One of those detachments doesn’t even have any dry land to stand on, just the rusting metal of a World War II era landing ship (the BRP Sierra Madre) that the Filipino navy deliberately ran up on Second Thomas Reef in 1999, to provide a place for an observation team.

Built in 1944, as LST (Landing Ship Tank) 821 it served in the U.S. Navy for only two years before being decommissioned. In 1966 LST 821 returned to service in Vietnam and after that was given to the Philippines where it served until 1999.

Nearly a thousand of these hundred meter (300 foot long) ships were built from 1942 to 1945. They could carry as many as 20 tanks and put them right on to a beach. The beaching process was not without its shortcomings. While the ship had a full load displacement of 4,000 tons, it could only be at 2,400 tons when running up on the beach. Even at that, there was usually damage done to the LST. The average landing operation would render ten percent of the LSTs involved unfit for further service. Moreover, the wear and tear on those that survived the run up onto the beach was such that, during the war, only about 85 percent of the LSTs still operational were actually fit enough for another landing. In effect, after about ten landings, an LST was a wreck and no longer useable for anything but moving cargo from one dock to another. This was typical of all ships that ran up on beaches to disgorge their cargo.

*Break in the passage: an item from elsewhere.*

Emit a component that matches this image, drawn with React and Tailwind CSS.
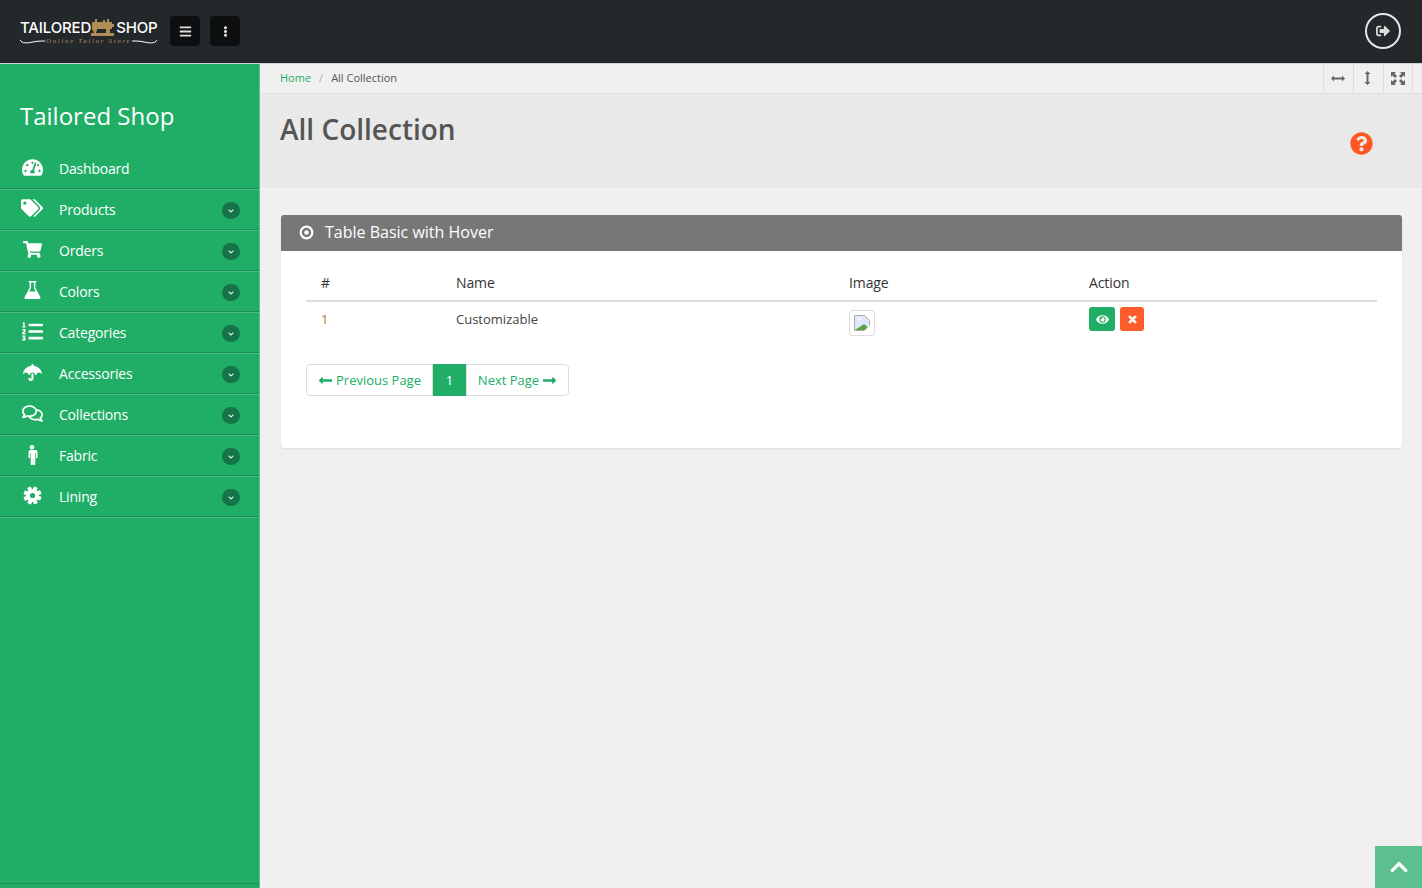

The LST was basically a modified transport and, as such, was rather slow (14 kilometers an hour normally, with a max speed of 20-22 kilometers an hour). Normally they carried a crew of some 100 and were usually armed with eight 40mm anti-aircraft guns. LSTs were often converted to other uses, especially when they only had a few more beach landings left in their tortured hulls. Some were ended up serving as repair ships, PT-boat tenders, floating barracks and supply dumps, casualty evacuation ships, and even improvised aircraft carriers for light reconnaissance planes (eight of which could be operated off a portable airstrip set up on deck). It was often said that "LST" referred to "Large Slow Target" because of their slow speed and weak anti-aircraft armament.

The grounded Filipino LST on the Spratly reef is rusting away and the current detachment of five marines and two sailors live under tarps rigged on the deck. It’s dangerous (and hot) inside the ship. The “crew” of the LST spends most of their time on watch or fishing. Water, food, batteries, and other supplies are delivered periodically by boat from the Philippines, a trip that takes 36-40 hours each way.

The other eight detachments are supplied the same way, and live similar lives, except on land, usually with some trees and other greenery to keep them company.